::: Dataset excerpt

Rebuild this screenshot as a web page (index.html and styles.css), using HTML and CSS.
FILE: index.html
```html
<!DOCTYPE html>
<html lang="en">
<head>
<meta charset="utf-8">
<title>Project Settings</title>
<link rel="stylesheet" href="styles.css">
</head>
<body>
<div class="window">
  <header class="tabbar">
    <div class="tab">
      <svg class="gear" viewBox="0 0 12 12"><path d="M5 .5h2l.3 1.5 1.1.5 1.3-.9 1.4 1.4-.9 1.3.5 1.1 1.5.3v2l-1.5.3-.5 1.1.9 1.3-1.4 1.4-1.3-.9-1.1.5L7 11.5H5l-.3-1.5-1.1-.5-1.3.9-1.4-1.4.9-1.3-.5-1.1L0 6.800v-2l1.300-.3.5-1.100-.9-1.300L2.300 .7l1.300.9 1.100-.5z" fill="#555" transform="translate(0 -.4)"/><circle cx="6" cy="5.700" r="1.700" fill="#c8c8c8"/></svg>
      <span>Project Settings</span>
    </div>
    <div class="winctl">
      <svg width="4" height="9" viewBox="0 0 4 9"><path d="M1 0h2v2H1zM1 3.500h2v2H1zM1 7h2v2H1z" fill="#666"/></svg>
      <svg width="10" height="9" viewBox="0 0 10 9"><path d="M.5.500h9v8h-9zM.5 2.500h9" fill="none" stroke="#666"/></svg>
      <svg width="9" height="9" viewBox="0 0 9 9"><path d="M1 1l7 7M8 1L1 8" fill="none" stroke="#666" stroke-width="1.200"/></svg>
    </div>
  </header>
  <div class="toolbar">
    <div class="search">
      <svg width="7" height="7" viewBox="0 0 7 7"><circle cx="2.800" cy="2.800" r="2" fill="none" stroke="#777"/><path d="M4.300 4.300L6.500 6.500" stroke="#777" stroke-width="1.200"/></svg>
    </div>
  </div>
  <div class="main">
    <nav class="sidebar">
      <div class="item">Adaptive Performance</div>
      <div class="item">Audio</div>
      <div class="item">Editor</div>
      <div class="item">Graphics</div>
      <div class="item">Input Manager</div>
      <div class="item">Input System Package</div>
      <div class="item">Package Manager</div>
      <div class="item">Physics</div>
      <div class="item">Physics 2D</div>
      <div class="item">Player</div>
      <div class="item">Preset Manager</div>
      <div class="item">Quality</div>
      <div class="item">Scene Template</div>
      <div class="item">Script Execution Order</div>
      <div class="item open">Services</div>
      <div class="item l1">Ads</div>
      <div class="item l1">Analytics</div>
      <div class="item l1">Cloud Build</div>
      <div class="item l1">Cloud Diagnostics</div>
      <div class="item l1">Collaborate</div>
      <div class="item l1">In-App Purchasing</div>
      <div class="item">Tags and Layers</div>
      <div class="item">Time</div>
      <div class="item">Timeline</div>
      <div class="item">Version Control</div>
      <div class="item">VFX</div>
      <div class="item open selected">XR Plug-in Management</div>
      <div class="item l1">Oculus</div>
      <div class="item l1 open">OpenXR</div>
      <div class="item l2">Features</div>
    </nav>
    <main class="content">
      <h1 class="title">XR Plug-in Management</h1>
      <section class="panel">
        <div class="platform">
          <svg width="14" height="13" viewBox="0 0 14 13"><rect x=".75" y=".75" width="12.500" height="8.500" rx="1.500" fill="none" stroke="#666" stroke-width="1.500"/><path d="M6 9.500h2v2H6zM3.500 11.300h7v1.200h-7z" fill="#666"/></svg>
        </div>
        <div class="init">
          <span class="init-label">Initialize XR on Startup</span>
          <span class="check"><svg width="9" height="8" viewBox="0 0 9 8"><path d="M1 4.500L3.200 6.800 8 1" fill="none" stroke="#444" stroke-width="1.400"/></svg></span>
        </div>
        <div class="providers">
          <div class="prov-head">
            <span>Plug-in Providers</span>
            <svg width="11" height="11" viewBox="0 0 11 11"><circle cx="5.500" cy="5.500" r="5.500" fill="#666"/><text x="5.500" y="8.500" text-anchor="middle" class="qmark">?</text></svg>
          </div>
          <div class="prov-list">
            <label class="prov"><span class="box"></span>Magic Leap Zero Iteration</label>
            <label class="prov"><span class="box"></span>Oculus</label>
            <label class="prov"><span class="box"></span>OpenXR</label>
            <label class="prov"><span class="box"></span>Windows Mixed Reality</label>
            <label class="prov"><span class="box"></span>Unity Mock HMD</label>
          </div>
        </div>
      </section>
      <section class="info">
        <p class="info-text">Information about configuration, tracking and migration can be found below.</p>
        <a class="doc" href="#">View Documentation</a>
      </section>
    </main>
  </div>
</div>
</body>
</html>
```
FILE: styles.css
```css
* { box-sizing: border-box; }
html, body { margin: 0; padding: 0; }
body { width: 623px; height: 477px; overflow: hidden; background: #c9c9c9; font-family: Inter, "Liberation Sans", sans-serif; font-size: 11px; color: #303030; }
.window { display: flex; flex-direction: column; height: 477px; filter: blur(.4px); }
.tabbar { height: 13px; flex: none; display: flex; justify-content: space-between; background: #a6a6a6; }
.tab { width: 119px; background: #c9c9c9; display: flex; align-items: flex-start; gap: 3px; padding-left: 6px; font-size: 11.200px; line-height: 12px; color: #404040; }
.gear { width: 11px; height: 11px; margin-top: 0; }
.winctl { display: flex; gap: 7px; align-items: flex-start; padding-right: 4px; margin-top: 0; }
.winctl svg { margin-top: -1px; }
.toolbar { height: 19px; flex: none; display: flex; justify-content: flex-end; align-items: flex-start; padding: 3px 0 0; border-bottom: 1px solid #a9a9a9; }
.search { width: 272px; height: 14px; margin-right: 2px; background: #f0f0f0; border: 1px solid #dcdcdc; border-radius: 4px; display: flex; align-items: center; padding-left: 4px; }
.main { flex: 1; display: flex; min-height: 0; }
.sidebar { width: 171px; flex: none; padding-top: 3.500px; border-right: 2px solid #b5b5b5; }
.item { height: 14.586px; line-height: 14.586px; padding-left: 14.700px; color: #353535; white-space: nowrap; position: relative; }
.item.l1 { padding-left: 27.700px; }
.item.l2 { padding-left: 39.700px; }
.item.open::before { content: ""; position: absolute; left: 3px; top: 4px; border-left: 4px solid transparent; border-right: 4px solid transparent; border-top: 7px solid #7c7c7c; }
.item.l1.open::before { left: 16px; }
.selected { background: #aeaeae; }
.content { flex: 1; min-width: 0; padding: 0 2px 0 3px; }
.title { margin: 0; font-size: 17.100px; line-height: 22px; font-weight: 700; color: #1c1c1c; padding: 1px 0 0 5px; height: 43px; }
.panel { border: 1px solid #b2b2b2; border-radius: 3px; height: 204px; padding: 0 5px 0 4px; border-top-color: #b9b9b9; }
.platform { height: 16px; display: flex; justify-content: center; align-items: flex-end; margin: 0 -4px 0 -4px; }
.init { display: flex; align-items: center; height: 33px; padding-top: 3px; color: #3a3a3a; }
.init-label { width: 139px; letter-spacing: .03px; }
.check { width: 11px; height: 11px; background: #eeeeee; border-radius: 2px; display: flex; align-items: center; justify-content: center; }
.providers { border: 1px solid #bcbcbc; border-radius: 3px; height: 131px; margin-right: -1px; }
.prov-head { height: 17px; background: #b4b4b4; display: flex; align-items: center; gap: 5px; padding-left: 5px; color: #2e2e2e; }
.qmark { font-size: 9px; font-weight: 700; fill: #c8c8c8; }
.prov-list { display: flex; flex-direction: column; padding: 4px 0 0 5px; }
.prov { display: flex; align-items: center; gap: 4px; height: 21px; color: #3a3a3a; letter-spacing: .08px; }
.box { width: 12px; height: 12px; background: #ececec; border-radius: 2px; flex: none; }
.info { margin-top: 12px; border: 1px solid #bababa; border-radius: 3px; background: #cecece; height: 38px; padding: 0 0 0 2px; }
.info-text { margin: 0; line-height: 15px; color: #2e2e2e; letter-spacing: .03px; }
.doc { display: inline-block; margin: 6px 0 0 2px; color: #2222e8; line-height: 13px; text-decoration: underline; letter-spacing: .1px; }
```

::::::

> Task instructions
Note how many lines in the listing above hold the string "index", then give only that figure.

> Answer for the task
2